Abstract

This paper presents a fully three-dimensional constitutive model for anisotropic viscoelasticity suitable for the macroscopic description of fibre reinforced composites that experience finite strains. An essential feature of the model is that the matrix and the fibres are treated separately allowing then as many bundles of fibres as desired. Moreover, the relaxation and/or creep response is based on the multiplicative viscoelastic split of the deformation gradient combined with the assumption of viscoelastic potentials for each compound. Here the composite is thought to be the superposition of an isotropic matrix material and further one-dimensional continua, each of them representing one family of fibres. The deformation gradient and its multiplicative decomposition apply to all the continua linking them implicitly.
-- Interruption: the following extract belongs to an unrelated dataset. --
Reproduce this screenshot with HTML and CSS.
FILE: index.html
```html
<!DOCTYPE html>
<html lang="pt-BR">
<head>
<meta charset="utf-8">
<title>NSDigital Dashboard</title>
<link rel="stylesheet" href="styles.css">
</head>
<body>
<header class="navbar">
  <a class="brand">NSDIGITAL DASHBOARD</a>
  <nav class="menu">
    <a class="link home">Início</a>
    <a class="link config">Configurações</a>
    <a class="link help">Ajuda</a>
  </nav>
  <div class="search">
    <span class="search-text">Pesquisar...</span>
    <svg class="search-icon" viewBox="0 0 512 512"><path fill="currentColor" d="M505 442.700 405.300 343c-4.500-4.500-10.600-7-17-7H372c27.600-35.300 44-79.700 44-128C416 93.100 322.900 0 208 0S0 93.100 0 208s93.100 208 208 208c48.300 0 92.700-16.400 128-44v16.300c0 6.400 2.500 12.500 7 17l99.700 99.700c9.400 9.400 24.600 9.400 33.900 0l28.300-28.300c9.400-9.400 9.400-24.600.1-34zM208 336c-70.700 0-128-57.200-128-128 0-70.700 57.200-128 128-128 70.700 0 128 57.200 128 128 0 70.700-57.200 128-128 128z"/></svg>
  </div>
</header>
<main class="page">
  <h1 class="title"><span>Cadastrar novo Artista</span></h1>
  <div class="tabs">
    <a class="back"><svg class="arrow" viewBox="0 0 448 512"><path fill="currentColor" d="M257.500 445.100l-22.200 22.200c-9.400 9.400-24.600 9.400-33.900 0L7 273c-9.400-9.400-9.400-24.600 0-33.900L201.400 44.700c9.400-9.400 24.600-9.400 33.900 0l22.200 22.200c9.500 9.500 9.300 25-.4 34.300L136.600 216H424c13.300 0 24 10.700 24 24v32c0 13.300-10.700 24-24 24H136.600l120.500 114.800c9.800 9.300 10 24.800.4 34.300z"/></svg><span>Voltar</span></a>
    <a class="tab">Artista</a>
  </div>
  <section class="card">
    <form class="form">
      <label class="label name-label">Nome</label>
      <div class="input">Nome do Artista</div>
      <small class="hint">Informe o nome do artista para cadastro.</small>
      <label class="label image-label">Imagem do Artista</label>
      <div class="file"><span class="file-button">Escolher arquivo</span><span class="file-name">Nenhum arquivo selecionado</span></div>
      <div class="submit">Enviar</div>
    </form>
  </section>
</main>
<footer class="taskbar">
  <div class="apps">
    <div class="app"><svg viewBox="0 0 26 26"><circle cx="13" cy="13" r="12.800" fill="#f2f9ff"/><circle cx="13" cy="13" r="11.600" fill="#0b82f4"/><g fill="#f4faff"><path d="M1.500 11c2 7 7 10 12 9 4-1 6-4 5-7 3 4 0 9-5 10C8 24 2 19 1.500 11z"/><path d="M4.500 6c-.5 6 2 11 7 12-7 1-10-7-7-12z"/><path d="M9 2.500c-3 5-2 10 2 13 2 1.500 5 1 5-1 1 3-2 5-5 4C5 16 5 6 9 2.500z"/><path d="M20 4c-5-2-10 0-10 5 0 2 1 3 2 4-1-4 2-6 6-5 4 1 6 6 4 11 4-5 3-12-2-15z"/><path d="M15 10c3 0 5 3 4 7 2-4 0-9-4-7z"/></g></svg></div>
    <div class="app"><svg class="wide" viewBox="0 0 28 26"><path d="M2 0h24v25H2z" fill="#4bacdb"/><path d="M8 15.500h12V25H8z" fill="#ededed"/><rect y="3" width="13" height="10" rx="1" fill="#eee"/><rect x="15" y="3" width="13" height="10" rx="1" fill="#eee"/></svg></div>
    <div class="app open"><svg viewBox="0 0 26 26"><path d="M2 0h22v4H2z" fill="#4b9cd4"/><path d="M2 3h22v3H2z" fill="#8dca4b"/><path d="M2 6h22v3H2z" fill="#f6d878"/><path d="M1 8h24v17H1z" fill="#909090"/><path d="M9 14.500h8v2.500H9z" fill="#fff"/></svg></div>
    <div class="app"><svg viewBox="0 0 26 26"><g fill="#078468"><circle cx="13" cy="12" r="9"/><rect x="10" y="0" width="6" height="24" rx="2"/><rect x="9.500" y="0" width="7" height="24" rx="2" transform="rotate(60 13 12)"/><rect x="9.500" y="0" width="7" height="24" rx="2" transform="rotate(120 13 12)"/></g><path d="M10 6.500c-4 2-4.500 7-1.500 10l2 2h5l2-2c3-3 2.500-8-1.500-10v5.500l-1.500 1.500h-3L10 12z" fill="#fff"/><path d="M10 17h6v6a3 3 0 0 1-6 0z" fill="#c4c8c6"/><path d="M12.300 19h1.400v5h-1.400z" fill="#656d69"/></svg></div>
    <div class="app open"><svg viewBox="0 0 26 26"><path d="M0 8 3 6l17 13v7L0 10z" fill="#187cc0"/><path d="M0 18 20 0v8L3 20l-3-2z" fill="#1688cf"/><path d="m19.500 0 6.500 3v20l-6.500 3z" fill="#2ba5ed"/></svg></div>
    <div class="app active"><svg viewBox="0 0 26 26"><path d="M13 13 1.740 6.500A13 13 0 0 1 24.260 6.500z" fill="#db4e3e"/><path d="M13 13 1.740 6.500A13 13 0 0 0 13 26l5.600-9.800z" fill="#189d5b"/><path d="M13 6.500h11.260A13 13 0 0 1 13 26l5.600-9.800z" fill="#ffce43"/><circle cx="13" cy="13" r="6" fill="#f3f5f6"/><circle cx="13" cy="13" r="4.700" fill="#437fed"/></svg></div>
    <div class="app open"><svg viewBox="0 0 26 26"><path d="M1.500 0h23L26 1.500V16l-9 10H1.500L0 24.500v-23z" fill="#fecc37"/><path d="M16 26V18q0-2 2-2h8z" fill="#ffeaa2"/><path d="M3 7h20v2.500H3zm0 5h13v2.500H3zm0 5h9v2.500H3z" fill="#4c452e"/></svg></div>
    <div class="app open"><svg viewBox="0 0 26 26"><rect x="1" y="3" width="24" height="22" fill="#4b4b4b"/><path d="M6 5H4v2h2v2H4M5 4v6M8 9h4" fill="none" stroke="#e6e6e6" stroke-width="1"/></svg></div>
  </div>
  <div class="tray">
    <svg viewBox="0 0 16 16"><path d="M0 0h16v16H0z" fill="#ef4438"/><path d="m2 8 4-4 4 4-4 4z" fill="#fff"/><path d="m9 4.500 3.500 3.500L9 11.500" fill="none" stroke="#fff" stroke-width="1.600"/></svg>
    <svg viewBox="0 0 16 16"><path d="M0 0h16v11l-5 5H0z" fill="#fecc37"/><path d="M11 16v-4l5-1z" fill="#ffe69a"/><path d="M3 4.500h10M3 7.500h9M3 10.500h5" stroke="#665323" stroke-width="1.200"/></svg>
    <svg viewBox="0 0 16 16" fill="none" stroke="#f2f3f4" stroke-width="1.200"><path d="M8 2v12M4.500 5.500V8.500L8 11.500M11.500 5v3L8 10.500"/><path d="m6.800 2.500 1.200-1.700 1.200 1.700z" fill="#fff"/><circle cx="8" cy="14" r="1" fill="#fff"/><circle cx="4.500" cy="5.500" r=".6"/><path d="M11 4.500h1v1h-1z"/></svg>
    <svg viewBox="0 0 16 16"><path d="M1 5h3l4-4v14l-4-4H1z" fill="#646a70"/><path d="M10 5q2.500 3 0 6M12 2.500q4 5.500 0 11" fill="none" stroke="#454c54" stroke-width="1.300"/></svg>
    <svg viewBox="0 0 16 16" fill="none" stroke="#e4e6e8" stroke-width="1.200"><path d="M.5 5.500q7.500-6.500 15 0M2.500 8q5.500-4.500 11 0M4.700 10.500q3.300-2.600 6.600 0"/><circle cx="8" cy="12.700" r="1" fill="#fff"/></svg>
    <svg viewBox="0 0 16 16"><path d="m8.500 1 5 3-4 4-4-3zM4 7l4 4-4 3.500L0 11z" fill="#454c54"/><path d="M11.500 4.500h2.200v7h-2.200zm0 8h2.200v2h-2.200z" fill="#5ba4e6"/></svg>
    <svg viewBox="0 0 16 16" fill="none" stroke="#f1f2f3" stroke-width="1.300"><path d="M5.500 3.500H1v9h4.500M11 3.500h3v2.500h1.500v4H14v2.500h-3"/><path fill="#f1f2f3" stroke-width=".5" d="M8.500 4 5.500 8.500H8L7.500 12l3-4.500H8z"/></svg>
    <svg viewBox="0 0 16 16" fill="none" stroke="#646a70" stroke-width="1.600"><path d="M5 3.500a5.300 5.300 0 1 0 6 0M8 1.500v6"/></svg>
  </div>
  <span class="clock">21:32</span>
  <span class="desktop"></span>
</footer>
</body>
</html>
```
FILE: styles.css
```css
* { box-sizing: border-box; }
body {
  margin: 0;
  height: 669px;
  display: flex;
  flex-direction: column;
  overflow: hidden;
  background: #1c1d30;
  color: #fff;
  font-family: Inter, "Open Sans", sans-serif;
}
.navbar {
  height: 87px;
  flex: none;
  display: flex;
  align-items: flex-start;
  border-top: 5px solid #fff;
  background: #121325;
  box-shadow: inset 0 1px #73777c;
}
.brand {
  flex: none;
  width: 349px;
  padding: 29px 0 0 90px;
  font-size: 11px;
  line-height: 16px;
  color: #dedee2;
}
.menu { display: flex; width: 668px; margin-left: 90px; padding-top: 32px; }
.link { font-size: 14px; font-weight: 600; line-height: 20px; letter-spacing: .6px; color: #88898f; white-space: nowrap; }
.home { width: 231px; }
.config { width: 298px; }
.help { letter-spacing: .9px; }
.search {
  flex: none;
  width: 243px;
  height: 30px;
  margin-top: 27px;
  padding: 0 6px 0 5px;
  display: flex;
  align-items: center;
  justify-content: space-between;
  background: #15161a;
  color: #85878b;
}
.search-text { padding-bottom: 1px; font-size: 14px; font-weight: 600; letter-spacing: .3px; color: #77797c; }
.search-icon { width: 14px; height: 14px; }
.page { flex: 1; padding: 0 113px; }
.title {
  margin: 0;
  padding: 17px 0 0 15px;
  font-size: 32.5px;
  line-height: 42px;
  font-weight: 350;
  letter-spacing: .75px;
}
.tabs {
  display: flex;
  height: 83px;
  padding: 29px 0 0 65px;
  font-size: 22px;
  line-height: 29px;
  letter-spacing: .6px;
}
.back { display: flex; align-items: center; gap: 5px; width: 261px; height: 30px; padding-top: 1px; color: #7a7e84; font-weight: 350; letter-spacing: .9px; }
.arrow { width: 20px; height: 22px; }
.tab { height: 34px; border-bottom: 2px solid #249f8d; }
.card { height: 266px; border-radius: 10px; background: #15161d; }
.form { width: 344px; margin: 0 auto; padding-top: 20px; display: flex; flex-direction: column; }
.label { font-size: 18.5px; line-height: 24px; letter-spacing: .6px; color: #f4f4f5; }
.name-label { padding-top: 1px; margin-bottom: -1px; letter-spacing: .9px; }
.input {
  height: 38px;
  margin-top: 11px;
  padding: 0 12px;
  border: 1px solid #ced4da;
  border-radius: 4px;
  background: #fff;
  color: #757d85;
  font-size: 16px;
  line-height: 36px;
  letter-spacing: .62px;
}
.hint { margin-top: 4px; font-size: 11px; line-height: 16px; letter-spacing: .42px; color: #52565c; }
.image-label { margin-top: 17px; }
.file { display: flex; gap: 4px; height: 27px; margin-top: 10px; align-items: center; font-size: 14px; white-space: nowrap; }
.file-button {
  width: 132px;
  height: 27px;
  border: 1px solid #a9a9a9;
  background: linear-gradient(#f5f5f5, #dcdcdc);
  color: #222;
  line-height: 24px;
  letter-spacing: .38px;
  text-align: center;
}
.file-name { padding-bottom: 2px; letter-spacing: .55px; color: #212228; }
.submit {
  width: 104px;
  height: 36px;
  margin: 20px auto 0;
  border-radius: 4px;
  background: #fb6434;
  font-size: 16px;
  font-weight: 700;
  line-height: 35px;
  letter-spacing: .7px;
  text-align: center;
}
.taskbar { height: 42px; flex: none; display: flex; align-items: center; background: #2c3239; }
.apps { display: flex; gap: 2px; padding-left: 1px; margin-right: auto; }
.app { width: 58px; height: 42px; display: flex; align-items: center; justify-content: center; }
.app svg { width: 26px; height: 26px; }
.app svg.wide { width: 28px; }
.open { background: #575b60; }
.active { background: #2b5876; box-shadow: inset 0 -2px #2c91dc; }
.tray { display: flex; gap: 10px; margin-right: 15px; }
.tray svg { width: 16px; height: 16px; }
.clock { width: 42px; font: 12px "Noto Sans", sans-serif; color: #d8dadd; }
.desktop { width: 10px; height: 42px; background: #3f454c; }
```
The global anisotropic response is obtained by an assembly of all the contributions. Constitutive models for orthotropic and transversely isotropic materials are included as special cases. It is shown how the continuum thermodynamics is crucial in setting the correct forms for the constitutive and evolution equations. For the algorithmic design within the context of the finite element method, the numerical effort is of the order of that devoted for isotropic computations. In fact, only a single scalar-valued resolution procedure is added for each fibre bundle. The algorithmic tangent moduli are derived for each compound and their assembly leads to consistent viscoelastic tangent modulus which is suitable for a quadratic rate of convergence when the Newton–Raphson iterative scheme is employed. The numerical efficiency of the model is illustrated through a set of representative simulations.